10 Tax Tips for New Business Owners

If you are a new business owner, you need all the help you can get to cut it in this highly-competitive economy.

Keeping your money for working capital rather than paying it out in taxes to Uncle Sam will give you an edge.  Here are 10 tips to help you do just that:

Business structure. Sole proprietor, LLC, C or S Corporation, and partnership, are the most common structures. You can read up on the facts about Small Business Structures on the IRS website. Generally speaking, unless you are an experienced entrepreneur, it’s best to start simple as a sole proprietor or partnership. Once you’re up and running, you may wish to explore more complex entity types. Always discuss the decision with your tax pro and your business attorney.

Business Taxes. According to the IRS, there are five genera federal Business Taxes. You may also be required to file and pay state income taxes, sales taxes and possibly excise taxes. Make sure you familiarize yourself with these responsibilities for applicable business taxes. It can mean big and expensive trouble if you don’t.

Employer Identification Number (EIN). For all entities except for sole proprietorships, you will be required to obtain an EIN. If you’re a sole proprietor and you hire employees, you will also be required to get an EIN. Rather than using your Social Security number, which exposes you further to identity theft, I suggest that even a sole proprietor without employees get one.

Accounting Method. You will be required to select Accounting Periods and Methods. Generally, it’s either cash or accrual for method, though hybrid methods are available. Accounting periods are usually calendar year, although you may select a fiscal year if you incorporate. But there are rules as well as advantages and disadvantages which should be discussed with a tax pro.

Health Care Tax Credit. If you hire employees, you may want to consider providing fringe benefits. The Small Business Health Care Tax Credit helps small business pay for health care coverage offered to employees. You are eligible if you have fewer than 25 employees who work full time (including a combination of full and part time). For 2014, the maximum credit is 50% of the premiums paid. Check with your tax pro for all the rules. It can get tricky.

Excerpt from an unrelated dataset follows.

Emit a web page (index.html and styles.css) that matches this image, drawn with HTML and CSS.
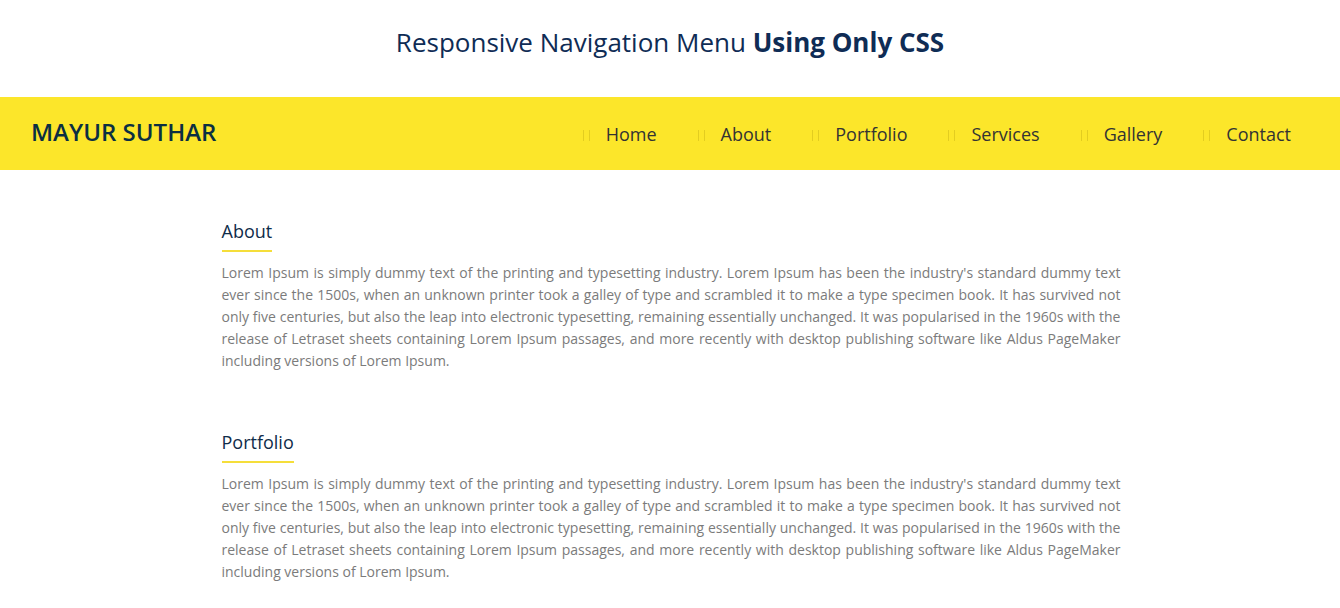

Estimated Tax payments. It’s important to understand how opening a business plays into your tax return numbers. If you are showing a profit for the year, you may be required to make estimated tax payments. The IRS Small Business Tax Center provides information you need to determine when, how much and if you need to pay.

Tax Planning. Whether or not you are a seasoned entrepreneur, it’s important to understand the tax implications of operating a business. Because your business is new, it’s a good idea to sit down with your tax professional to make projections and get tax tips that will help you save money come next April 15.

Accounting Software. Treat your business with financial respect. Don’t stuff a shoebox full of receipts to upturn on your tax pro’s desk next April. If you are serious about your business, purchase some decent accounting software that will provide you with financial statements, the ability to reconcile bank and credit card accounts, budgeting and projections. And if you can’t plug in the numbers, hire a bookkeeper to track them for you.

Cash paid expenses. Oftentimes a business owner will pay for items with cash or personal credit card. These receipts can be easily misplaced or lost or forgotten meaning more taxes than necessary will be paid because the deduction will be missed. Keep a large envelope marked “cash paid expenses” in your vehicle or in your office.  Stow your receipts in the envelope.  Quarterly post these expenses to the books. Allocate one credit card for business purposes only and track that card’s transactions on your accounting software.

Tax file. Start a tax file every January. Whenever you encounter a transaction with tax implications, stow the corresponding receipt or documentation in the tax file. For example, if you are headed to a trade show in Maui. If audited, you will need more than a credit card receipt to prove the trip was for business. Stow the flyer advertising the trade show in your tax file. Or if your business donates $100 to a bona fide charity. You need more than a cancelled check, make sure you also get an acknowledgment letter. Store the letter in the tax file. The IRS has been disallowing charitable deductions that cannot be backed up with the letter.